TO: With the training that we’re going to be doing. And showing them that this is the place where you can be. We’ve seen that with our student chapter members at Jolt. Young women who are asking, can we have more training on how to manage these chapters or I have trouble with being in charge of telling people what to do, or I don’t want to come off as bossy. It’s like, no, just doing that does not mean that you were bossy. You can be a leader and that’s not a bad thing. So just letting them know that hey, this is something that you can do even though you’ve been conditioned all of your life that you need to take a step back, and you can’t be in the front of the line on this, showing that that’s not the case. One of the primary goals with this training is wanting them to understand that, and wanting them to take that back to their communities to make some real change and get more people used to seeing women of color in positions of power. Because people aren’t used to seeing that, and so it’s going to be new for a little bit, but we want them to get used to it and expect to see women of color in these positions so that it’s no longer a big deal.

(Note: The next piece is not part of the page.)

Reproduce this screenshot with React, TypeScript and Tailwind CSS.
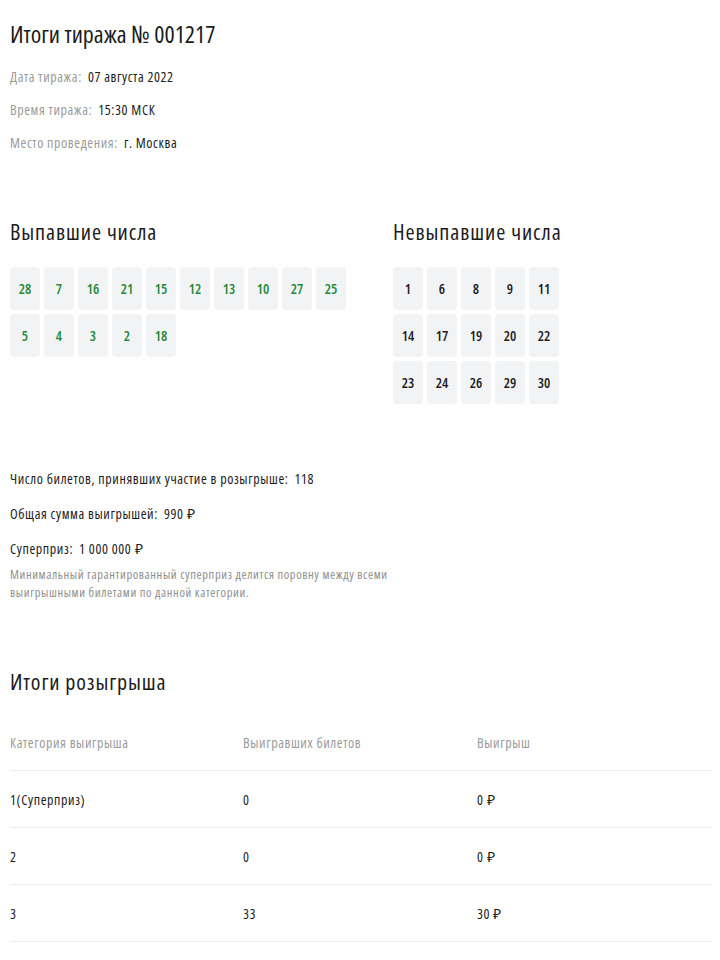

WD: Something you said earlier that I think really hit the nail on the head as far as this point goes, creating those leadership skills in young women from around the state who bring those skills back to their own communities. It is our hope that through this program we’re building a ripple effect from the fact that young women will be back in their own communities armed with their greater understanding and ability to use their own power to help others in their communities do the same.
CM: What’s been the best part that’s come out of this program so far, even though it’s still in its early stages?
WD: For me it’s just been looking at the applications we’ve received for the fellowship. Young women from many different backgrounds and experiences, geographically diverse, who I know will benefit from what they will learn from what Movement Mujeres has to offer. But I also know they’re going to benefit tremendously from each other. And for me, as a 55-year-old woman who has two daughters and two granddaughters, knowing that I have the privilege of helping to shape these relationships that will, I hope, be with them for the rest of their lives and will be a support network for them in a way that only people who are living shared experiences can create for each other. That that leaves me really excited.
TO: Since it opened, we had people applying for this literally within 30 minutes of the application launching. It was so exciting to see how excited people were to jump on board and be a part of Movement Mujeres. When we were sharing that information with people in our student chapters, they were just like, what? This is a thing? We can apply for this? And how excited people are that this program exists. And that just goes to show you how much of a lack of this type of training and this type of program was available beforehand, because people are flocking to it. And it’s great because we’re realizing we don’t have to do as much work as we thought to get people to apply. They’re sharing it and sending in applications. To me that, that is so exciting, and seeing other young people that we work with wanting to be a part of this work, telling us: I do want to run for office someday. I do want to be a leader of a nonprofit. I want to go into this work where they weren’t seeing that as an option necessarily before when we first started working with them. To see that change has been amazing. From my perspective, so I’m 25, I’m still very early in my career, so to be surrounded by all of these other young people similar in age to me getting to receive this training and benefits, it’s just really cool. Cause now I’m thinking, okay, my generation, our upcoming generation is going to be really powerful, and we’re going to change Texas. It will happen.
CM: How do you hope that this will impact people outside of Texas?
WD: I hope, and I know Cristina hopes as well, that we will create a model to be replicated. I truly believe that’s one of the reasons that the NoVo Foundation awarded the funds because they felt like this was radical in a sense. It’s unique, and we hope to create a roadmap that people in other states can follow too.
TO: I’m born and raised in Texas. I love the state. It’s got a lot of issues, but I know that it’s something that we can better. And I think with women coming through this program and going into these positions that we can change Texas. And when we change Texas, we change the country, because here in Texas we’re one of the largest states. You see both good and bad things that happened in Texas. You see the same things happening across the country. All of the major issues: you see them playing out right here in this state. So there’s no better place for us to do a program like this then the state of Texas. And I know once it is successful here, people will want to do this all over the country because if it works in Texas, the rest of it is going to be easy.